Sunday, November 30, 2014

Opinion

Yeah.  Sorry about yesterday's post.  Seems every once in awhile the negativity just gets to me.

I'd like to make a prediction.  Within two or three generations - you will probably encounter this in your grandchildren - it will be the height of social rudeness to give your opinion about anything.  I don't mean that you won't have an opinion, or that you won't be free to choose what you like - its only that, like describing your last visit to the bathroom, you'll say nothing on the subject.

That's because all this negativity will reach a head with folks younger than us.  Activities like watching movies or listening to music or participating in anything provide escapism . . . but the rise of the internet has produced an escapism where the pleasure is in pissing into everyone else's bliss.  This permeation persists because it's new.  For later generations it won't be.

Like some of you, I can still recall a time when you saw a film and the next day it was fun to talk to other people who had also seen it.  Those were good five or ten minute conversations you might have at some point during the day.  Progressively, these have become the only conversations.  They last all day long and they do not leave you with a feeling of satisfaction at their end.  Worse, you're able to identify the source of your dissatisfaction - the fact that you took part.

Right now, it is easier to say that you never saw a film than to have an opinion about it.  It is increasingly better in a social context to say "I don't listen to music" than it is to explain what music you listen to.  This is the deeper, more pervasive trend that is rising.  At present, the media is all wrapped up in the flame wars and the abuse, but the end result of all of this is silence.
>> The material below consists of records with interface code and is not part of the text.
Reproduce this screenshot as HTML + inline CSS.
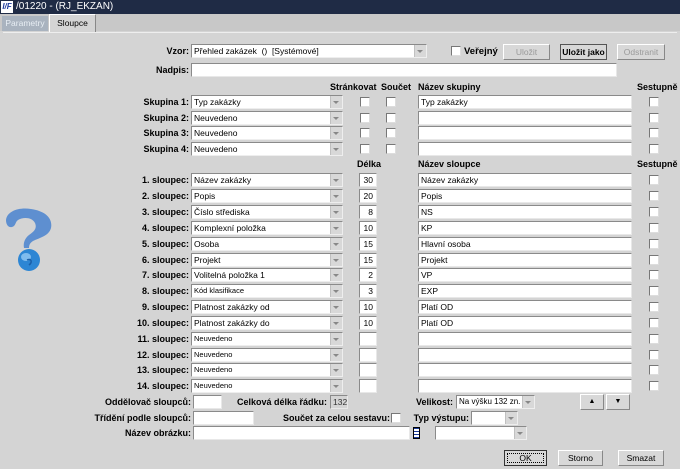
<!DOCTYPE html>
<html><head><meta charset="utf-8"><style>
*{box-sizing:border-box;margin:0;padding:0}
body{width:680px;height:469px;background:#d4d4d4;font-family:"Liberation Sans",Arial,sans-serif;font-size:9px;color:#000;position:relative;overflow:hidden}
.a{position:absolute}
.tb{left:0;top:0;width:680px;height:14px;background:#1f2b45;color:#fff;font-size:10px;line-height:14px;padding-left:16px}
.lg{left:1px;top:1px;width:12px;height:12px;background:#fff;color:#1f3c9c;font-weight:bold;font-style:italic;font-size:8px;line-height:12px;text-align:center}
.l{font-weight:bold;text-align:right;line-height:14px;white-space:nowrap}
.h{font-weight:bold;line-height:12px;white-space:nowrap}
.in{background:#fff;border:1px solid #8a8a8a;border-right-color:#e8e8e8;border-bottom-color:#e8e8e8;height:14px;line-height:12px;padding-left:2px;font-size:8.5px;white-space:nowrap;overflow:hidden}
.cb{background:#fff;border:1px solid #8a8a8a;border-right-color:#eee;border-bottom-color:#eee;height:14px;line-height:12px;padding-left:2px;font-size:8.5px;white-space:nowrap;overflow:hidden}
.cb:after{content:"";position:absolute;right:0;top:0;width:11px;height:12px;background:#d8d8d8 ;border-left:1px solid #c0c0c0}
.cb:before{content:"";position:absolute;right:3px;top:5px;border-left:3px solid transparent;border-right:3px solid transparent;border-top:3px solid #888;z-index:1}
.ck{width:10px;height:10px;background:#fff;border:1px solid #777;border-right-color:#ddd;border-bottom-color:#ddd}
.bt{background:#d8d8d8;border:1px solid #888;border-top-color:#fff;border-left-color:#fff;text-align:center;line-height:14px;height:16px;font-size:8.5px}
.dis{color:#9a9a9a}
.num{text-align:right;padding-right:3px}
</style></head><body>
<div class="a tb">/01220 - (RJ_EKZAN)</div><div class="a lg">I/F</div>
<div class="a" style="left:0;top:14px;width:680px;height:17px;background:#c8c8c8"></div>
<div class="a" style="left:2px;top:16px;width:46px;height:15px;background:#a9b3bf;color:#e8eef4;line-height:15px;text-align:center;font-size:8.5px">Parametry</div>
<div class="a" style="left:49px;top:14px;width:47px;height:18px;background:#d4d4d4;border:1px solid #fff;border-bottom:none;border-right-color:#888;line-height:16px;text-align:center;font-size:8.5px">Sloupce</div>
<div class="a" style="left:3px;top:32px;width:674px;height:1px;background:#eee"></div>

<div class="a l" style="right:491px;top:44px">Vzor:</div>
<div class="a cb" style="left:191px;top:44px;width:236px">Přehled zakázek &nbsp;() &nbsp;[Systémové]</div>
<div class="a ck" style="left:451px;top:46px"></div><div class="a h" style="left:464px;top:46px;font-size:9.5px">Veřejný</div>
<div class="a bt dis" style="left:503px;top:44px;width:47px">Uložit</div>
<div class="a bt" style="left:560px;top:44px;width:47px;border-color:#555;font-weight:bold">Uložit jako</div>
<div class="a bt dis" style="left:617px;top:44px;width:48px">Odstranit</div>
<div class="a l" style="right:491px;top:63px">Nadpis:</div>
<div class="a in" style="left:191px;top:63px;width:426px"></div>

<div class="a h" style="left:330px;top:81px">Stránkovat</div><div class="a h" style="left:381px;top:81px">Součet</div>
<div class="a h" style="left:418px;top:81px">Název skupiny</div><div class="a h" style="left:637px;top:81px">Sestupně</div>

<div class="a l" style="right:491px;top:95px">Skupina 1:</div><div class="a cb" style="left:191px;top:95px;width:152px">Typ zakázky</div><div class="a ck" style="left:360px;top:97px"></div><div class="a ck" style="left:386px;top:97px"></div><div class="a in" style="left:418px;top:95px;width:214px">Typ zakázky</div><div class="a ck" style="left:649px;top:97px"></div>
<div class="a l" style="right:491px;top:111px">Skupina 2:</div><div class="a cb" style="left:191px;top:111px;width:152px">Neuvedeno</div><div class="a ck" style="left:360px;top:113px"></div><div class="a ck" style="left:386px;top:113px"></div><div class="a in" style="left:418px;top:111px;width:214px"></div><div class="a ck" style="left:649px;top:113px"></div>
<div class="a l" style="right:491px;top:126px">Skupina 3:</div><div class="a cb" style="left:191px;top:126px;width:152px">Neuvedeno</div><div class="a ck" style="left:360px;top:128px"></div><div class="a ck" style="left:386px;top:128px"></div><div class="a in" style="left:418px;top:126px;width:214px"></div><div class="a ck" style="left:649px;top:128px"></div>
<div class="a l" style="right:491px;top:142px">Skupina 4:</div><div class="a cb" style="left:191px;top:142px;width:152px">Neuvedeno</div><div class="a ck" style="left:360px;top:144px"></div><div class="a ck" style="left:386px;top:144px"></div><div class="a in" style="left:418px;top:142px;width:214px"></div><div class="a ck" style="left:649px;top:144px"></div>

<div class="a h" style="left:357px;top:158px">Délka</div><div class="a h" style="left:418px;top:158px">Název sloupce</div><div class="a h" style="left:637px;top:158px">Sestupně</div>

<svg class="a" style="left:3px;top:208px" width="50" height="64"><path d="M3 12 C4 3 16 -1 28 1 C42 3 50 10 48 20 C46 28 36 30 30 33 C27 35 26 37 26 40 L21 40 C20 35 22 30 26 27 C32 23 34 20 32 15 C29 9 20 9 15 12 C12 14 13 18 9 19 C5 20 3 16 3 12Z" fill="#5e8fd0"/><circle cx="26" cy="52" r="11" fill="#2d86d4"/><ellipse cx="23" cy="49" rx="5" ry="4" fill="#7fbcee"/><path d="M24 52 C28 50 30 54 26 57" stroke="#1a5fa8" stroke-width="1.5" fill="none"/></svg>

<div class="a l" style="right:491px;top:173px">1. sloupec:</div><div class="a cb" style="left:191px;top:173px;width:152px">Název zakázky</div><div class="a in num" style="left:359px;top:173px;width:18px">30</div><div class="a in" style="left:418px;top:173px;width:214px">Název zakázky</div><div class="a ck" style="left:649px;top:175px"></div>
<div class="a l" style="right:491px;top:189px">2. sloupec:</div><div class="a cb" style="left:191px;top:189px;width:152px">Popis</div><div class="a in num" style="left:359px;top:189px;width:18px">20</div><div class="a in" style="left:418px;top:189px;width:214px">Popis</div><div class="a ck" style="left:649px;top:191px"></div>
<div class="a l" style="right:491px;top:205px">3. sloupec:</div><div class="a cb" style="left:191px;top:205px;width:152px">Číslo střediska</div><div class="a in num" style="left:359px;top:205px;width:18px">8</div><div class="a in" style="left:418px;top:205px;width:214px">NS</div><div class="a ck" style="left:649px;top:207px"></div>
<div class="a l" style="right:491px;top:221px">4. sloupec:</div><div class="a cb" style="left:191px;top:221px;width:152px">Komplexní položka</div><div class="a in num" style="left:359px;top:221px;width:18px">10</div><div class="a in" style="left:418px;top:221px;width:214px">KP</div><div class="a ck" style="left:649px;top:223px"></div>
<div class="a l" style="right:491px;top:237px">5. sloupec:</div><div class="a cb" style="left:191px;top:237px;width:152px">Osoba</div><div class="a in num" style="left:359px;top:237px;width:18px">15</div><div class="a in" style="left:418px;top:237px;width:214px">Hlavní osoba</div><div class="a ck" style="left:649px;top:239px"></div>
<div class="a l" style="right:491px;top:253px">6. sloupec:</div><div class="a cb" style="left:191px;top:253px;width:152px">Projekt</div><div class="a in num" style="left:359px;top:253px;width:18px">15</div><div class="a in" style="left:418px;top:253px;width:214px">Projekt</div><div class="a ck" style="left:649px;top:255px"></div>
<div class="a l" style="right:491px;top:268px">7. sloupec:</div><div class="a cb" style="left:191px;top:268px;width:152px">Volitelná položka 1</div><div class="a in num" style="left:359px;top:268px;width:18px">2</div><div class="a in" style="left:418px;top:268px;width:214px">VP</div><div class="a ck" style="left:649px;top:270px"></div>
<div class="a l" style="right:491px;top:284px">8. sloupec:</div><div class="a cb" style="left:191px;top:284px;width:152px;font-size:7.5px">Kód klasifikace</div><div class="a in num" style="left:359px;top:284px;width:18px">3</div><div class="a in" style="left:418px;top:284px;width:214px">EXP</div><div class="a ck" style="left:649px;top:286px"></div>
<div class="a l" style="right:491px;top:300px">9. sloupec:</div><div class="a cb" style="left:191px;top:300px;width:152px">Platnost zakázky od</div><div class="a in num" style="left:359px;top:300px;width:18px">10</div><div class="a in" style="left:418px;top:300px;width:214px">Platí OD</div><div class="a ck" style="left:649px;top:302px"></div>
<div class="a l" style="right:491px;top:316px">10. sloupec:</div><div class="a cb" style="left:191px;top:316px;width:152px">Platnost zakázky do</div><div class="a in num" style="left:359px;top:316px;width:18px">10</div><div class="a in" style="left:418px;top:316px;width:214px">Platí OD</div><div class="a ck" style="left:649px;top:318px"></div>
<div class="a l" style="right:491px;top:332px">11. sloupec:</div><div class="a cb" style="left:191px;top:332px;width:152px;font-size:7.5px">Neuvedeno</div><div class="a in" style="left:359px;top:332px;width:18px"></div><div class="a in" style="left:418px;top:332px;width:214px"></div><div class="a ck" style="left:649px;top:334px"></div>
<div class="a l" style="right:491px;top:348px">12. sloupec:</div><div class="a cb" style="left:191px;top:348px;width:152px;font-size:7.5px">Neuvedeno</div><div class="a in" style="left:359px;top:348px;width:18px"></div><div class="a in" style="left:418px;top:348px;width:214px"></div><div class="a ck" style="left:649px;top:350px"></div>
<div class="a l" style="right:491px;top:363px">13. sloupec:</div><div class="a cb" style="left:191px;top:363px;width:152px;font-size:7.5px">Neuvedeno</div><div class="a in" style="left:359px;top:363px;width:18px"></div><div class="a in" style="left:418px;top:363px;width:214px"></div><div class="a ck" style="left:649px;top:365px"></div>
<div class="a l" style="right:491px;top:379px">14. sloupec:</div><div class="a cb" style="left:191px;top:379px;width:152px;font-size:7.5px">Neuvedeno</div><div class="a in" style="left:359px;top:379px;width:18px"></div><div class="a in" style="left:418px;top:379px;width:214px"></div><div class="a ck" style="left:649px;top:381px"></div>

<div class="a l" style="right:489px;top:395px">Oddělovač sloupců:</div><div class="a in" style="left:193px;top:395px;width:29px"></div>
<div class="a l" style="right:353px;top:395px">Celková délka řádku:</div><div class="a in" style="left:330px;top:395px;width:18px;background:#d4d4d4;color:#333">132</div>
<div class="a l" style="right:227px;top:395px">Velikost:</div><div class="a cb" style="left:456px;top:395px;width:79px;font-size:8px">Na výšku 132 zn.</div>
<div class="a bt" style="left:580px;top:394px;width:24px;font-size:7px">▲</div><div class="a bt" style="left:606px;top:394px;width:24px;font-size:7px">▼</div>
<div class="a l" style="right:489px;top:411px">Třídění podle sloupců:</div><div class="a in" style="left:193px;top:411px;width:61px"></div>
<div class="a l" style="right:290px;top:411px">Součet za celou sestavu:</div><div class="a ck" style="left:391px;top:413px"></div>
<div class="a l" style="right:211px;top:411px">Typ výstupu:</div><div class="a cb" style="left:471px;top:411px;width:47px"></div>
<div class="a l" style="right:489px;top:426px">Název obrázku:</div><div class="a in" style="left:193px;top:426px;width:217px"></div>
<div class="a" style="left:413px;top:427px;width:7px;height:12px;border:1px solid #000;background:repeating-linear-gradient(#1a3a9a 0 1px,#fff 1px 3px)"></div>
<div class="a cb" style="left:435px;top:426px;width:92px"></div>
<div class="a bt" style="left:504px;top:450px;width:43px;border:1px solid #333;outline:1px dotted #000;outline-offset:-4px">OK</div>
<div class="a bt" style="left:558px;top:450px;width:45px">Storno</div>
<div class="a bt" style="left:618px;top:450px;width:46px">Smazat</div>
</body></html>
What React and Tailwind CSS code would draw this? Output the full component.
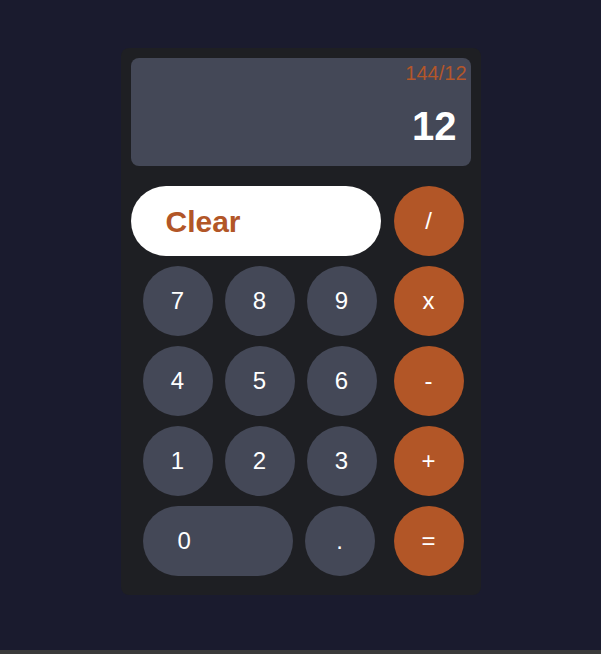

If I were a science fiction writer, I would put together a story about four or five people who cheerfully moved through their workday, happy to be at the desks, getting things done, feeling fulfilled - and not talking at all.  They'd enter their building, nod to others, smile, then sit at their desks and move through the whole day in silence.  It would all be very eerie, with plenty of hard work to keep them busy, with descriptions about the ache in their bodies and their intensive loneliness, a price they'd agreed to pay in order to feel productive and fulfilled by meeting their quotas and the freedom from persecution or propaganda.  Silence, blessed silence.

Then, quietly, this little group would drift into a warehouse at night, walking from their cars parked a mile away; each would have their own key to the back door where there was no light.  Each would fearfully move down a flight of stairs into a basement room, where silently then would sit down upon one of a circle of chairs.  Each would take out a book they had brought with them.  Then they would begin to talk.

It would be trepidatious at first, but steadily each person would become more passionate about their opinion.  Two in particular would build up an argument and this would eventually end in their pulling out weapons and shooting or stabbing each other.  Everyone else in the room would turn silent.  The uninjured would file out, while the combatants - without any consideration - would leave the injured to bleed out or finish each other off.

The next day the police would find the two bodies, and one would say, "Yeah, these people just like it.  Seriously, they can't wait to die.  I've seen some film of this shit and all these people need is enough motivation to get themselves ready to kill or be killed.  There's a lot of suicidal people get into this."  Then he'd pause and say, "That's the only way these people can feel anything."

And the other cop would reply, "Is that your opinion?"